+++ RECORDED DATA +++
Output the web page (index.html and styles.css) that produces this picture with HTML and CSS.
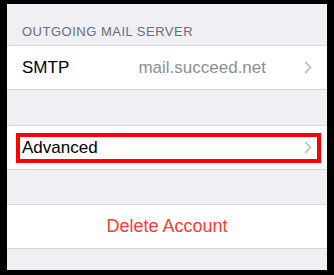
+++
+++ RECORDED DATA +++
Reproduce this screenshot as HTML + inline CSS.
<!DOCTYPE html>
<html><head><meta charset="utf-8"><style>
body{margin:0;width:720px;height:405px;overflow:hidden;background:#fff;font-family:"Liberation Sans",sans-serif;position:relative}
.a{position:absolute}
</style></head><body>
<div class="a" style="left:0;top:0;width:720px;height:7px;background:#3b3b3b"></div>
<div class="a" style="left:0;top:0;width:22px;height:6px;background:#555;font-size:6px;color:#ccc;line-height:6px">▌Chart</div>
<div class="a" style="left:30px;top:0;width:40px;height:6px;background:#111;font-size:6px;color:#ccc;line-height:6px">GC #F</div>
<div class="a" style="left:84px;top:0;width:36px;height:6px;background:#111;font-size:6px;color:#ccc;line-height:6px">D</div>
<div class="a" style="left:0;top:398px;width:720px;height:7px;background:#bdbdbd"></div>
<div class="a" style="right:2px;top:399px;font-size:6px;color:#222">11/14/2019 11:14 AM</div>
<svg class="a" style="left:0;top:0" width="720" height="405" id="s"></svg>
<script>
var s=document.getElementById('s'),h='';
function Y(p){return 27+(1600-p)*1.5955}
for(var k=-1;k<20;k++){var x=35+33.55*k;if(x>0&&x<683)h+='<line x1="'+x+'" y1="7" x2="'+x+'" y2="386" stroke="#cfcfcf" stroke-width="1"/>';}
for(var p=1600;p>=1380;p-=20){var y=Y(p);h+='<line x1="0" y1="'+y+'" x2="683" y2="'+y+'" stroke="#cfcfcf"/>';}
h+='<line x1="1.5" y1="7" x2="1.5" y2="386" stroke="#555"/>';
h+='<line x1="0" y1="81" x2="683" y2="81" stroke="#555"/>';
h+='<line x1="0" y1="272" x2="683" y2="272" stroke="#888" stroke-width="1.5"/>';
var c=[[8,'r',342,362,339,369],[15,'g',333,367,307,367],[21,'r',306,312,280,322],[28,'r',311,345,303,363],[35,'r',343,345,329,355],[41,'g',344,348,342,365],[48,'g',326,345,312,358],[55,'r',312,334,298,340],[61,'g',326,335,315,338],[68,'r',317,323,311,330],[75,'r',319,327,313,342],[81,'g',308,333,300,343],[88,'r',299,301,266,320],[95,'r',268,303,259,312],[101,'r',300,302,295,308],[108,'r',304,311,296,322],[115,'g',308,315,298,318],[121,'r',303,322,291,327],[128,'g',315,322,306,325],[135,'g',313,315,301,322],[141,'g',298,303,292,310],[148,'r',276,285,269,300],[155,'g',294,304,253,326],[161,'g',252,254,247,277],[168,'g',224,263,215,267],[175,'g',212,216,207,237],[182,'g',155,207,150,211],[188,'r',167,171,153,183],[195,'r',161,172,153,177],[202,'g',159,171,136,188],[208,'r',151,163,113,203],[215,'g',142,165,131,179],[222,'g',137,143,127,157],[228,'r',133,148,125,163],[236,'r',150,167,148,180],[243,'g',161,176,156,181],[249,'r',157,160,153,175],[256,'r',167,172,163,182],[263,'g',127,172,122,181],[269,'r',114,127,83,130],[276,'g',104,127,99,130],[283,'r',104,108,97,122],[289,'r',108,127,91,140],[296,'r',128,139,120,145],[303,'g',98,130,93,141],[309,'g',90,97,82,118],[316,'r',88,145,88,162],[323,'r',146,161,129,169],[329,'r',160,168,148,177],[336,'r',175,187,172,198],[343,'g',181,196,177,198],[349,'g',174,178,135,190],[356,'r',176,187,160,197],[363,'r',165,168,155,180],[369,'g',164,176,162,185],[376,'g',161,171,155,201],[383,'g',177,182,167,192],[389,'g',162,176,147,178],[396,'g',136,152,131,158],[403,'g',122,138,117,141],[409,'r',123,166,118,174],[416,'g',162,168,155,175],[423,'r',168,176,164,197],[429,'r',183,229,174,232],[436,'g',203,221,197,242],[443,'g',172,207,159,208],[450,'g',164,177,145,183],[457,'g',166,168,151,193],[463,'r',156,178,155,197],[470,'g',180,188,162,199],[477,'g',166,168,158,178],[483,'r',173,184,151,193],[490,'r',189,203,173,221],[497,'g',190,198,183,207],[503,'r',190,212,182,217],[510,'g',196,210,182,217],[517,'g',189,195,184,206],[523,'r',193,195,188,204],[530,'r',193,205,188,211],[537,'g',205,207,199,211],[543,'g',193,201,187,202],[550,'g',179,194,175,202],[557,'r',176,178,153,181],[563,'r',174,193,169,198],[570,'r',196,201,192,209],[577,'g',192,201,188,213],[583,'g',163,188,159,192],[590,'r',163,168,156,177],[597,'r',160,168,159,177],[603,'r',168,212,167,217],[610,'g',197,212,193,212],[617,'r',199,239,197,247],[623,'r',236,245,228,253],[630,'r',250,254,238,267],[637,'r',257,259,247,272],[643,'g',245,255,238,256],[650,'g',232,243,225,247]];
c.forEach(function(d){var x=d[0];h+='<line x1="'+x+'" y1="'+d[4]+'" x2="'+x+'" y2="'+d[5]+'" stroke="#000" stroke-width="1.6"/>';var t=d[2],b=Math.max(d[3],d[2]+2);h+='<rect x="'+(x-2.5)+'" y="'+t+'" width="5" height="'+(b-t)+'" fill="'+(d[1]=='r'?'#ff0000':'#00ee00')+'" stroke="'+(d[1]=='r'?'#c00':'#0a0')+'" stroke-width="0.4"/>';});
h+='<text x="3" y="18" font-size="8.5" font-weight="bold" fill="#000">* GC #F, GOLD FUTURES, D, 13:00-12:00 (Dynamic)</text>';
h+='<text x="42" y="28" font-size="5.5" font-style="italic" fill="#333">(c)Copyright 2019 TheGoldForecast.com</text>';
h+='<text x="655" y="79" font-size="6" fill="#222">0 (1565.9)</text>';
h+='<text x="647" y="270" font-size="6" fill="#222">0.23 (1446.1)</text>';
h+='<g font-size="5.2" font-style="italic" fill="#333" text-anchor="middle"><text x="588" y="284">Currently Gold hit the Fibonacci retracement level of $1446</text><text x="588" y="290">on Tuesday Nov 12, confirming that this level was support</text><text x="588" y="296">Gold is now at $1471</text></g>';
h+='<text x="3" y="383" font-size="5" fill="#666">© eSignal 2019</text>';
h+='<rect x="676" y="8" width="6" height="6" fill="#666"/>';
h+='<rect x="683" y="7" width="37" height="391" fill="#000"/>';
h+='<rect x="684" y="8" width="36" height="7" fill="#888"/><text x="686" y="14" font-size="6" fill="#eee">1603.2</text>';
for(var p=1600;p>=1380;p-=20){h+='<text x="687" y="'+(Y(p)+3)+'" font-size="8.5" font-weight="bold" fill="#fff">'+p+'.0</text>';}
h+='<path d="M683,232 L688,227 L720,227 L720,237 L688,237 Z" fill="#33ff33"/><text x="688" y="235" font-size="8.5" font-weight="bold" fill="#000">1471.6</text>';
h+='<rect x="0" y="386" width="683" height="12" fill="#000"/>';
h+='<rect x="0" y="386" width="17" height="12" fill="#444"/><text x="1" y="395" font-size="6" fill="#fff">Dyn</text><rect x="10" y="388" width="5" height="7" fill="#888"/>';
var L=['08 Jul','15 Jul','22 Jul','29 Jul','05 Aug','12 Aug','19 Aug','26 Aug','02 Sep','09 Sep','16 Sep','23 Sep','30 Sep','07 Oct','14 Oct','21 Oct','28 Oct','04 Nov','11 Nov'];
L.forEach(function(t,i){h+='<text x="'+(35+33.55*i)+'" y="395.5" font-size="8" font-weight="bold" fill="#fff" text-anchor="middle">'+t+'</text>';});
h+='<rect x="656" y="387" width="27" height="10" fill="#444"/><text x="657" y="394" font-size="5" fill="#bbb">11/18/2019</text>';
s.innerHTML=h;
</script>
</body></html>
+++
▶ **REQUIRED TASK**: Above are lines of data; state how many of them contain the word "that", with no other output.

▶ **TASK OUTPUT**: 2